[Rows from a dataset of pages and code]
·····

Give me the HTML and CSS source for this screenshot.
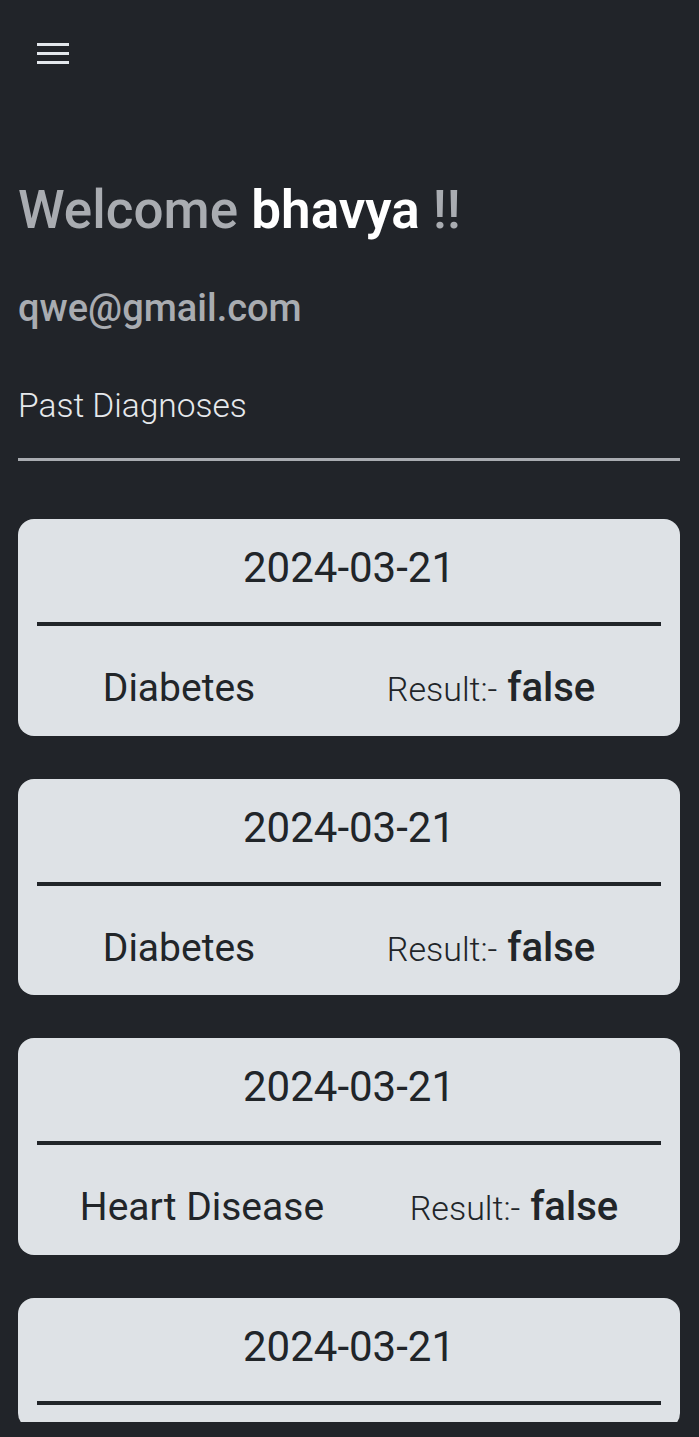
FILE: index.html
```html
<!DOCTYPE html>
<html lang="en">
<head>
<meta charset="utf-8">
<title>Profile</title>
<link rel="stylesheet" href="styles.css">
</head>
<body>
<div class="page">
  <nav class="topbar">
    <button class="menu-btn" aria-label="Menu">
      <span class="bar"></span><span class="bar"></span><span class="bar"></span>
    </button>
  </nav>
  <header class="intro">
    <h1 class="welcome">Welcome <span class="name">bhavya</span> !!</h1>
    <h2 class="email">qwe@gmail.com</h2>
    <h3 class="section-title">Past Diagnoses</h3>
    <hr class="divider">
  </header>
  <main class="list">
    <section class="card">
      <div class="date">2024-03-21</div>
      <hr class="card-line">
      <div class="row"><span class="disease">Diabetes</span><span class="result"><span class="label">Result:-</span> <b>false</b></span></div>
    </section>
    <section class="card">
      <div class="date">2024-03-21</div>
      <hr class="card-line">
      <div class="row"><span class="disease">Diabetes</span><span class="result"><span class="label">Result:-</span> <b>false</b></span></div>
    </section>
    <section class="card">
      <div class="date">2024-03-21</div>
      <hr class="card-line">
      <div class="row"><span class="disease">Heart Disease</span><span class="result"><span class="label">Result:-</span> <b>false</b></span></div>
    </section>
    <section class="card">
      <div class="date">2024-03-21</div>
      <hr class="card-line">
    </section>
  </main>
</div>
</body>
</html>
```

FILE: styles.css
```css
* { box-sizing: border-box; }
html, body {
  margin: 0;
  padding: 0;
  background: #212429;
}
body {
  font-family: Roboto, "Noto Sans", sans-serif;
  color: #212529;
}
.page {
  height: 1437px;
  display: flex;
  flex-direction: column;
  padding: 0 19px 0 18px;
}
.topbar {
  display: flex;
  flex-shrink: 0;
  padding: 43px 0 0 19px;
  height: 177px;
}
.menu-btn {
  width: 32px;
  height: 21px;
  padding: 0;
  border: 0;
  background: transparent;
  display: flex;
  flex-direction: column;
  justify-content: space-between;
}
.bar {
  display: block;
  width: 32px;
  height: 3px;
  background: #e3e7ec;
}
.intro {
  display: flex;
  flex-direction: column;
  flex-shrink: 0;
}
.welcome {
  margin: 0;
  font-size: 53px;
  line-height: 67px;
  font-weight: 500;
  color: #a9acb1;
}
.name {
  color: #ffffff;
  font-weight: 600;
}
.email {
  margin: 0;
  padding-top: 40px;
  font-size: 38px;
  line-height: 48px;
  font-weight: 500;
  color: #a9acb1;
}
.section-title {
  margin: 0;
  padding-top: 54px;
  font-size: 33.5px;
  line-height: 40px;
  font-weight: 300;
  color: #e6e9ec;
}
.divider {
  flex-shrink: 0;
  margin: 32px 0 0 0;
  border: 0;
  height: 3px;
  background: #a9acb1;
}
.list {
  flex: 1;
  overflow: hidden;
  margin-top: 58px;
  margin-bottom: 15px;
  display: flex;
  flex-direction: column;
  gap: 43px;
}
.card {
  flex-shrink: 0;
  background: #dee2e6;
  border-radius: 16px;
  padding: 24px 19px 24.5px 19px;
  display: flex;
  flex-direction: column;
}
.date {
  text-align: center;
  font-size: 42px;
  line-height: 49px;
  font-weight: 400;
}
.card-line {
  flex-shrink: 0;
  margin: 30px 0 0 0;
  border: 0;
  height: 4px;
  background: #212529;
}
.row {
  margin-top: 38px;
  height: 47px;
  display: flex;
  justify-content: space-around;
  align-items: baseline;
  line-height: 47px;
}
.disease {
  font-size: 39px;
  font-weight: 400;
}
.result {
  font-size: 40px;
  line-height: 47px;
}
.label {
  font-size: 34px;
  font-weight: 300;
}
.result b {
  font-weight: 500;
}
```
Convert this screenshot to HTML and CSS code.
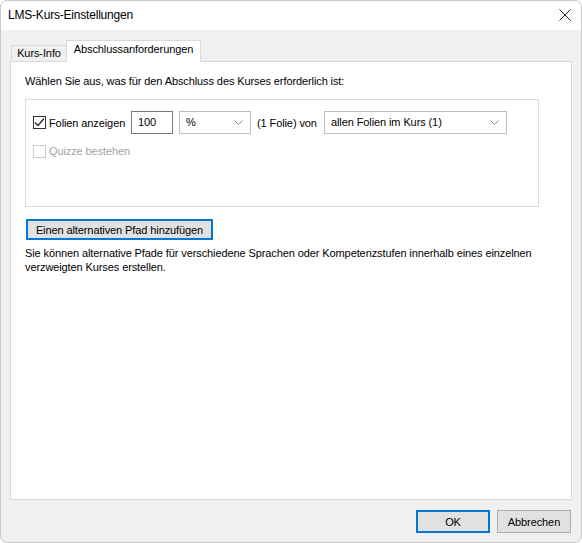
FILE: index.html
```html
<!DOCTYPE html>
<html lang="de">
<head>
<meta charset="utf-8">
<title>LMS-Kurs-Einstellungen</title>
<link rel="stylesheet" href="styles.css">
</head>
<body>
<div class="window">
  <div class="titlebar">
    <span class="title">LMS-Kurs-Einstellungen</span>
    <svg class="close" width="12" height="12" viewBox="0 0 12 12"><path d="M0.5 0.5 L11.5 11.5 M11.5 0.5 L0.5 11.5" stroke="#1a1a1a" stroke-width="1" fill="none"/></svg>
  </div>
  <div class="body">
    <div class="tabs">
      <div class="tab">Kurs-Info</div>
      <div class="tab active">Abschlussanforderungen</div>
    </div>
    <div class="panel">
      <p class="intro">Wählen Sie aus, was für den Abschluss des Kurses erforderlich ist:</p>
      <div class="group">
        <div class="row">
          <label class="check">
            <span class="box checked"><svg width="11" height="11" viewBox="0 0 11 11"><path d="M1 5.5 L4 8.5 L10 1.5" stroke="#222" stroke-width="1.2" fill="none"/></svg></span>
            <span>Folien anzeigen</span>
          </label>
          <div class="input num">100</div>
          <div class="select pct"><span>%</span><svg class="chev" width="9" height="6" viewBox="0 0 9 6"><path d="M0.5 0.5 L4.5 4.5 L8.5 0.5" stroke="#8a8a8a" fill="none"/></svg></div>
          <span class="label">(1 Folie) von</span>
          <div class="select all"><span>allen Folien im Kurs (1)</span><svg class="chev" width="9" height="6" viewBox="0 0 9 6"><path d="M0.5 0.5 L4.5 4.5 L8.5 0.5" stroke="#8a8a8a" fill="none"/></svg></div>
        </div>
        <label class="check disabled">
          <span class="box"></span>
          <span>Quizze bestehen</span>
        </label>
      </div>
      <button class="btn focus wide">Einen alternativen Pfad hinzufügen</button>
      <p class="desc">Sie können alternative Pfade für verschiedene Sprachen oder Kompetenzstufen innerhalb eines einzelnen verzweigten Kurses erstellen.</p>
    </div>
  </div>
  <div class="footer">
    <button class="btn focus ok">OK</button>
    <button class="btn cancel">Abbrechen</button>
  </div>
</div>
</body>
</html>
```
FILE: styles.css
```css
* { box-sizing: border-box; }
html, body { margin: 0; padding: 0; background: #ffffff; }
body {
  font-family: "Liberation Sans", Arial, sans-serif;
  font-size: 11px;
  letter-spacing: -0.1px;
  color: #000;
}
.window {
  width: 582px;
  height: 543px;
  border: 1px solid #c9c9c9;
  border-radius: 7px;
  background: #f0f0f0;
  display: flex;
  flex-direction: column;
  overflow: hidden;
}
.titlebar {
  height: 29px;
  background: #ffffff;
  display: flex;
  align-items: center;
  justify-content: space-between;
  padding: 0 10px 1px 7px;
  flex: none;
}
.title { font-size: 12px; letter-spacing: -0.2px; }
.close { display: block; }
.body {
  flex: 1;
  display: flex;
  flex-direction: column;
  padding: 10px 9px 0 9px;
}
.tabs {
  display: flex;
  align-items: flex-end;
  height: 21px;
  padding-left: 1px;
  flex: none;
}
.tab {
  height: 16px;
  line-height: 14px;
  width: 56px;
  text-align: center;
  border: 1px solid #d9d9d9;
  border-bottom: none;
  background: #f0f0f0;
  white-space: nowrap;
}
.tab.active {
  height: 22px;
  line-height: 17px;
  width: 135px;
  background: #ffffff;
  margin-bottom: -1px;
  position: relative;
  z-index: 1;
  margin-left: -1px;
}
.panel {
  flex: 1;
  background: #ffffff;
  border: 1px solid #d9d9d9;
  padding: 12px 14px 0 14px;
}
.intro {
  margin: 0;
  line-height: 15px;
  white-space: nowrap;
}
.group {
  margin-top: 10px;
  width: 514px;
  height: 108px;
  border: 1px solid #dcdcdc;
  padding: 11px 7px 0 7px;
}
.row {
  display: flex;
  align-items: center;
  height: 23px;
  white-space: nowrap;
}
.check {
  display: flex;
  align-items: center;
  gap: 3px;
  white-space: nowrap;
}
.row .check { width: 90px; flex: none; }
.box {
  width: 13px;
  height: 13px;
  border: 1px solid #333333;
  background: #fff;
  display: flex;
  align-items: center;
  justify-content: center;
  flex: none;
}
.check.disabled { color: #a3a3a3; margin-top: 8px; height: 18px; }
.check.disabled .box { border-color: #cccccc; }
.input, .select {
  height: 23px;
  border: 1px solid #7a7a7a;
  background: #fff;
  display: flex;
  align-items: center;
  padding: 0 6px 2px 6px;
  flex: none;
}
.num { width: 42px; margin-left: 8px; }
.select { justify-content: space-between; border-color: #bdbdbd; padding-right: 7px; }
.pct { width: 72px; margin-left: 6px; }
.all { width: 183px; margin-left: 6px; }
.chev { display: block; margin-top: 2px; }
.label { margin-left: 6px; width: 61px; flex: none; }
.btn {
  font-family: inherit;
  font-size: 11px;
  letter-spacing: -0.1px;
  color: #000;
  background: #e1e1e1;
  border: 1px solid #adadad;
  padding: 0;
  white-space: nowrap;
}
.btn.focus { border: 2px solid #0078d7; }
.wide {
  display: block;
  margin-top: 12px;
  margin-left: 1px;
  width: 187px;
  height: 21px;
}
.desc {
  margin: 6px 0 0 0;
  line-height: 14px;
  width: 520px;
}
.footer {
  flex: none;
  height: 42px;
  display: flex;
  justify-content: flex-end;
  gap: 7px;
  padding: 10px 10px 0 0;
}
.ok, .cancel { width: 74px; height: 23px; }
```
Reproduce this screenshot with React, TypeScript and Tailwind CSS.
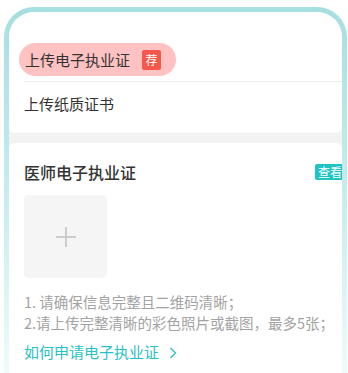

·····

WRITTEN TASK — Your task is to gather every line with the word "this" and copy it.

OUTPUT BELOW —
Give me the HTML and CSS source for this screenshot.
Convert this screenshot to HTML and CSS code.
Reproduce this screenshot with React, TypeScript and Tailwind CSS.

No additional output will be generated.